═══ SOURCE MATERIAL ═══
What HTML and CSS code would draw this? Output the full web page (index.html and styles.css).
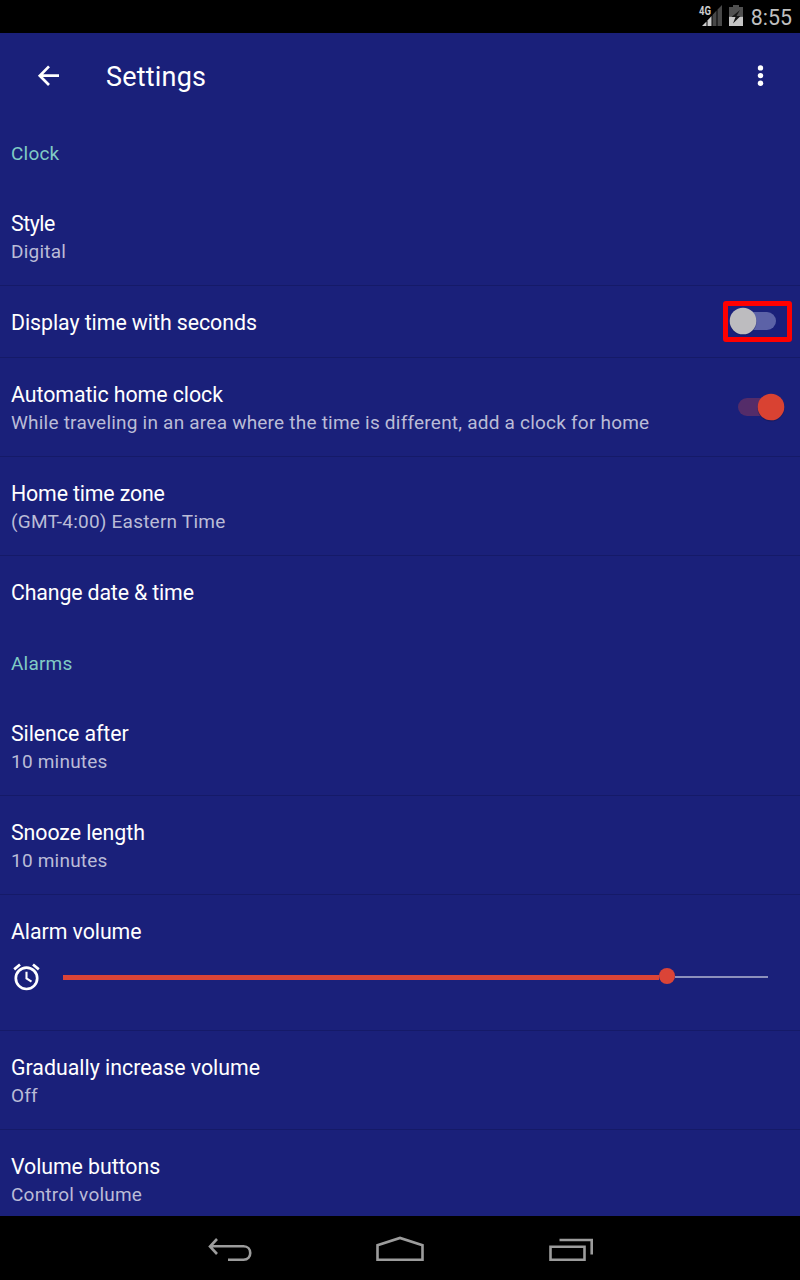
FILE: index.html
```
<!DOCTYPE html>
<html lang="en">
<head>
<meta charset="utf-8">
<title>Settings</title>
<link rel="stylesheet" href="styles.css">
</head>
<body>
<div class="screen">
  <div class="status">
    <svg class="signal" width="26" height="24" viewBox="0 0 26 24">
      <path d="M4 22L8.500 17.500V22z" fill="#ccc"/><path d="M9.500 16.500L13.500 12V22h-4z" fill="#ccc"/>
      <path d="M14.500 11L18.500 6.500V22h-4zM19.500 5.500L24 1v21h-4.500z" fill="#484848"/>
      <text x="1" y="11" class="net" textLength="12" lengthAdjust="spacingAndGlyphs">4G</text>
    </svg>
    <svg class="battery" width="14" height="21" viewBox="0 0 14 21">
      <path d="M4 0h6v2h4v9H0V2h4z" fill="#505050"/><path d="M0 11.500h14v9.500H0z" fill="#c6c6c6"/>
      <path d="M11 5L2.500 12h4L4 18.500 11.500 11h-4z" fill="#161616"/>
    </svg>
    <span class="time">8:55</span>
  </div>
  <header class="bar">
    <svg class="back" width="24" height="24" viewBox="0 0 24 24" fill="none" stroke="#fff" stroke-width="2.700"><path d="M13 2.400L3.800 11.700l9.200 9.300M3.500 11.700H23"/></svg>
    <h1>Settings</h1>
    <svg class="more" width="8" height="24" viewBox="0 0 8 24" fill="#fff"><circle cx="4.500" cy="3.900" r="2.700"/><circle cx="4.500" cy="11.600" r="2.700"/><circle cx="4.500" cy="19.300" r="2.700"/></svg>
  </header>
  <main class="list">
    <h2 class="category">Clock</h2>
    <div class="row"><div class="title short">Style</div><div class="sub">Digital</div></div>
    <div class="row single"><div class="title">Display time with seconds</div>
      <div class="marker"></div>
      <svg class="switch off" width="54" height="36" viewBox="0 0 54 36"><rect x="4" y="9" width="46" height="18" rx="9" fill="#5c62a7"/><circle cx="17" cy="19" r="13.500" fill="#10164f" opacity=".4"/><circle cx="17" cy="18" r="13.300" fill="#bdbcbf"/></svg>
    </div>
    <div class="row"><div class="title">Automatic home clock</div><div class="sub">While traveling in an area where the time is different, add a clock for home</div>
      <svg class="switch on" width="54" height="36" viewBox="0 0 54 36"><rect x="4" y="9" width="46" height="18" rx="9" fill="#542c69"/><circle cx="37" cy="19" r="13.500" fill="#10164f" opacity=".5"/><circle cx="37" cy="18" r="13.300" fill="#d94232"/></svg>
    </div>
    <div class="row"><div class="title tight">Home time zone</div><div class="sub">(GMT-4:00) Eastern Time</div></div>
    <div class="row single last"><div class="title tight">Change date &amp; time</div></div>
    <h2 class="category">Alarms</h2>
    <div class="row"><div class="title">Silence after</div><div class="sub">10 minutes</div></div>
    <div class="row"><div class="title">Snooze length</div><div class="sub">10 minutes</div></div>
    <div class="row volume"><div class="title">Alarm volume</div>
      <div class="slider">
        <svg width="28" height="28" viewBox="0 0 28 28" fill="none" stroke="#fff"><circle cx="14.500" cy="15.300" r="10.700" stroke-width="2.700"/><path d="M14.500 8.700v6.800l5 3.200" stroke-width="2.100"/><path d="M2.200 6.400L8 1.500M21 1.500l5.800 4.900" stroke-width="2.700"/></svg>
        <div class="track"><div class="fill"></div><div class="thumb"></div><div class="rest"></div></div>
      </div>
    </div>
    <div class="row"><div class="title wide">Gradually increase volume</div><div class="sub">Off</div></div>
    <div class="row"><div class="title">Volume buttons</div><div class="sub">Control volume</div></div>
  </main>
  <nav class="nav">
    <svg width="46" height="28" viewBox="0 0 46 28"><path d="M10 3L3 10.500l7 7.500M3 10.300h33.500c9 0 9 13.500 0 13.500H21"/></svg>
    <svg width="50" height="28" viewBox="0 0 50 28"><path d="M2.500 23.800V9.200L25 1.900l22.500 7.300v14.600z"/></svg>
    <svg width="46" height="28" viewBox="0 0 46 28"><path d="M3.500 10.800h34v13h-34zM12.500 4h32.200v14.500"/></svg>
  </nav>
</div>
</body>
</html>
```
FILE: styles.css
```
* { box-sizing: border-box; }
body { margin: 0; background: #000; font-family: Roboto, sans-serif; }
.screen { width: 800px; height: 1280px; display: flex; flex-direction: column; overflow: hidden; background: #1a207a; color: #fff; }
.status { height: 33px; flex: none; background: #000; display: flex; align-items: flex-start; justify-content: flex-end; padding: 0 8px 0 0; }
.signal { margin: 4px 5px 0 0; }
.battery { margin: 5px 8px 0 0; }
.net { font: bold 12.5px Roboto, sans-serif; fill: #ccc; stroke: #000; stroke-width: 2px; paint-order: stroke; }
.time { font-size: 21.33px; line-height: 35px; color: #c0c0c0; }
.bar { height: 85px; flex: none; display: flex; align-items: center; padding: 0 36px 0 36px; }
.bar h1 { margin: 3px auto 0 46px; font-weight: 400; font-size: 27px; line-height: 34px; letter-spacing: .2px; }
.list { flex: 1; overflow: hidden; }
.category { margin: 0; height: 69px; padding: 21px 11px 0; font-size: 19px; line-height: 30px; font-weight: 400; color: #80cbc4; letter-spacing: .2px; }
.row { position: relative; height: 99px; padding: 23px 11px 0; border-bottom: 1px solid #151a68; }
.single { height: 72px; }
.last { border-bottom: 0; }
.title { font-size: 21.33px; line-height: 27px; letter-spacing: -.06px; }
.title.short { letter-spacing: -.5px; }
.title.tight { letter-spacing: -.15px; }
.title.wide { letter-spacing: 0; }
.sub { font-size: 19px; line-height: 29px; color: #babcd7; letter-spacing: .22px; }
.switch { position: absolute; left: 726px; top: 17px; }
.switch.on { left: 734px; top: 31px; }
.marker { position: absolute; left: 723px; top: 15px; width: 69px; height: 41px; border: 5px solid #f00; border-radius: 3px; }
.volume { height: 136px; }
.slider { display: flex; align-items: center; height: 28px; margin: 18px 21px 0 1px; }
.track { flex: 1; display: flex; align-items: center; margin-left: 23px; }
.fill { width: 596px; height: 5px; background: #db4437; }
.thumb { width: 16px; height: 16px; margin-bottom: 2px; border-radius: 50%; background: #db4437; }
.rest { flex: 1; height: 2px; background: #8c90bc; }
.nav { height: 64px; flex: none; background: #000; display: flex; justify-content: center; gap: 122px; padding-top: 20px; }
.nav svg { fill: none; stroke: #9c9c9c; stroke-width: 2.6; }
```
═══
Search the listing above for the string "index". Copy every line that contains it.

= COMPLETE ANSWER =
What HTML and CSS code would draw this? Output the full web page (index.html and styles.css).
FILE: index.html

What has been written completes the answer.